Market & Policy Impact
- The commodity price spike of 2022–2023 created dramatic ToT divergence: energy exporters (Gulf states, Norway, Russia) saw historic ToT gains while energy importers (Europe, South Asia, Sub-Saharan Africa) absorbed severe ToT shocks.
- Trump-era tariffs of 2025 structurally altered ToT for U.S. trading partners: Chinese exporters facing 145% U.S. tariffs effectively experienced a terms-of-trade deterioration with their largest customer.
- For semiconductor-exporting nations (Taiwan, South Korea), ToT have been increasingly favorable as AI-driven chip demand outpaces supply growth.
- IMF structural adjustment conditionality frequently conflicts with ToT realities: export diversification takes years, while ToT deterioration demands immediate fiscal adjustment.
- Carbon pricing creates a new layer of ToT complexity, as carbon border adjustment mechanisms (CBAMs) effectively re-price exports from high-emission producers entering regulated markets.
Modern Case Study: Sub-Saharan Africa’s Terms of Trade Whipsaw (2024–2025)

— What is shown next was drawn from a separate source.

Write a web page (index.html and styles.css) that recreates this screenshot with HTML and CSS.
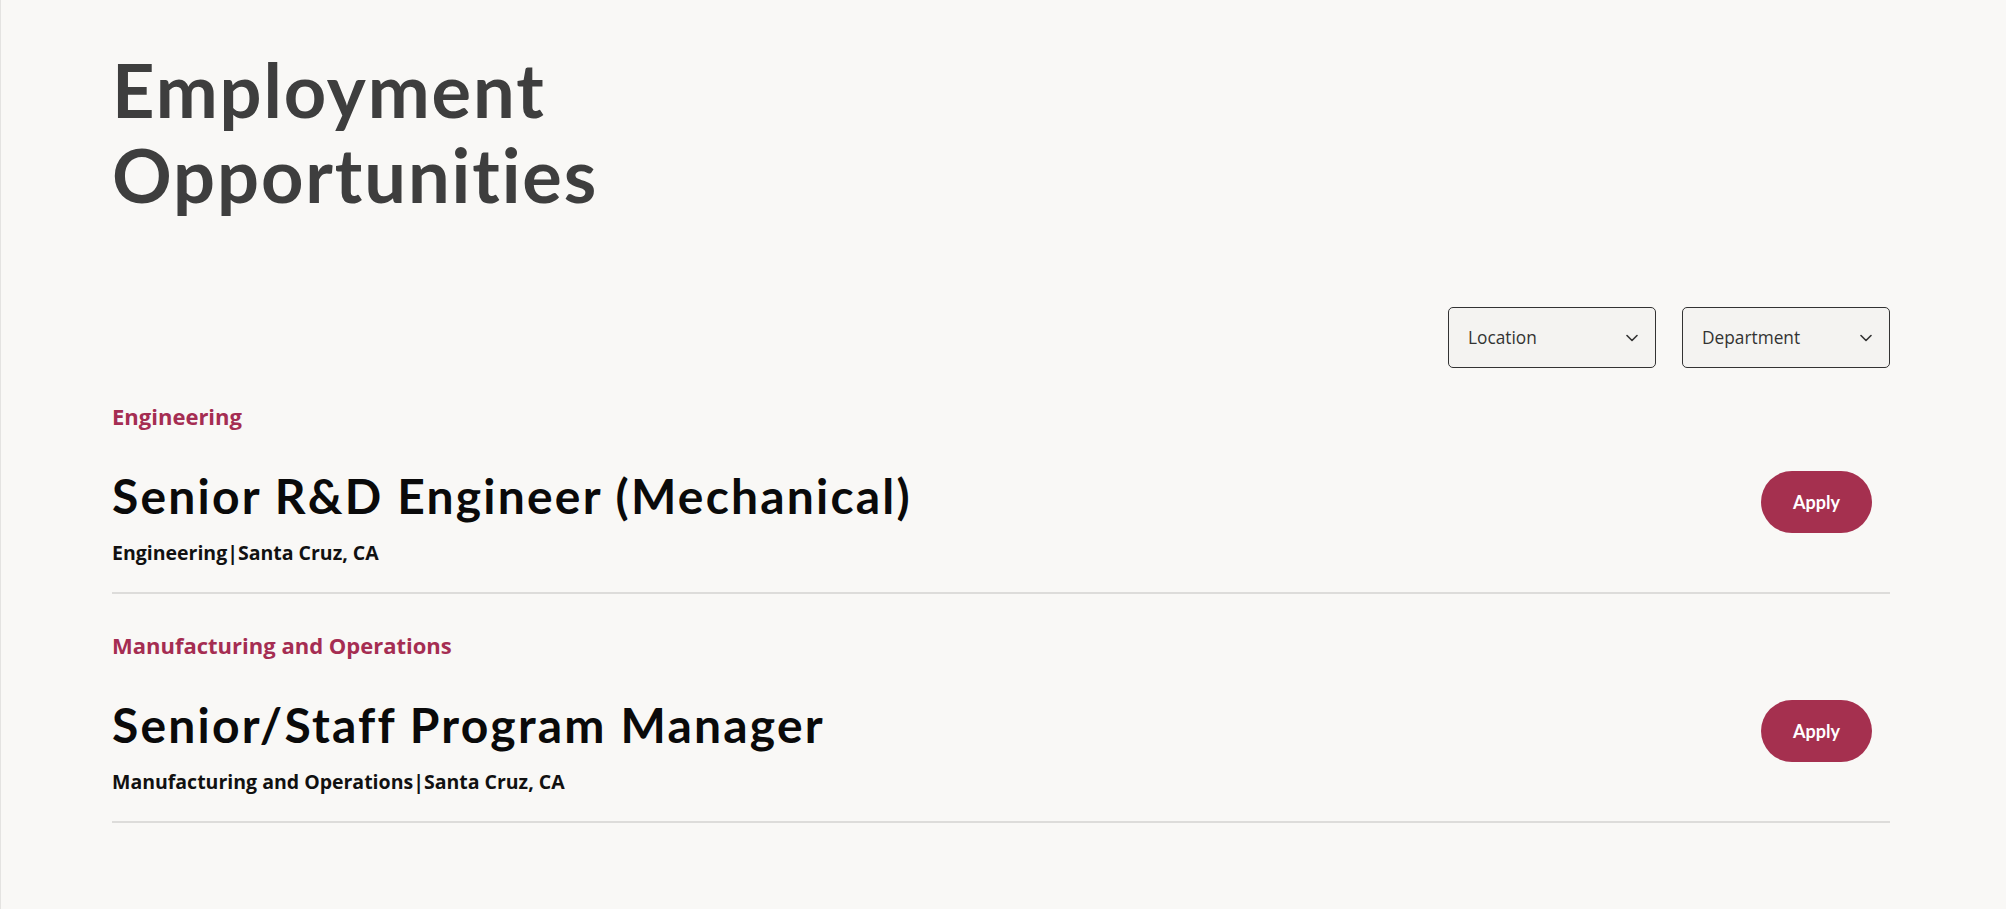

African commodity exporters entered 2024 on the back of favorable ToT from elevated energy and mineral prices — only to face a sharp reversal as global growth softened, commodity prices corrected, and the strong U.S. dollar inflated import bills. Nations like Zambia (copper), Ghana (cocoa and oil), and Nigeria (oil) saw ToT compress significantly. Meanwhile, their import costs for food, fertilizer, and capital goods — priced in dollars — remained elevated. The result was simultaneous current account deterioration and domestic inflation, producing classic “imported stagflation.” The episode underscored how ToT shocks are often more damaging to developing economies than absolute trade volumes, and why ToT monitoring is an essential early-warning metric for sovereign risk analysts.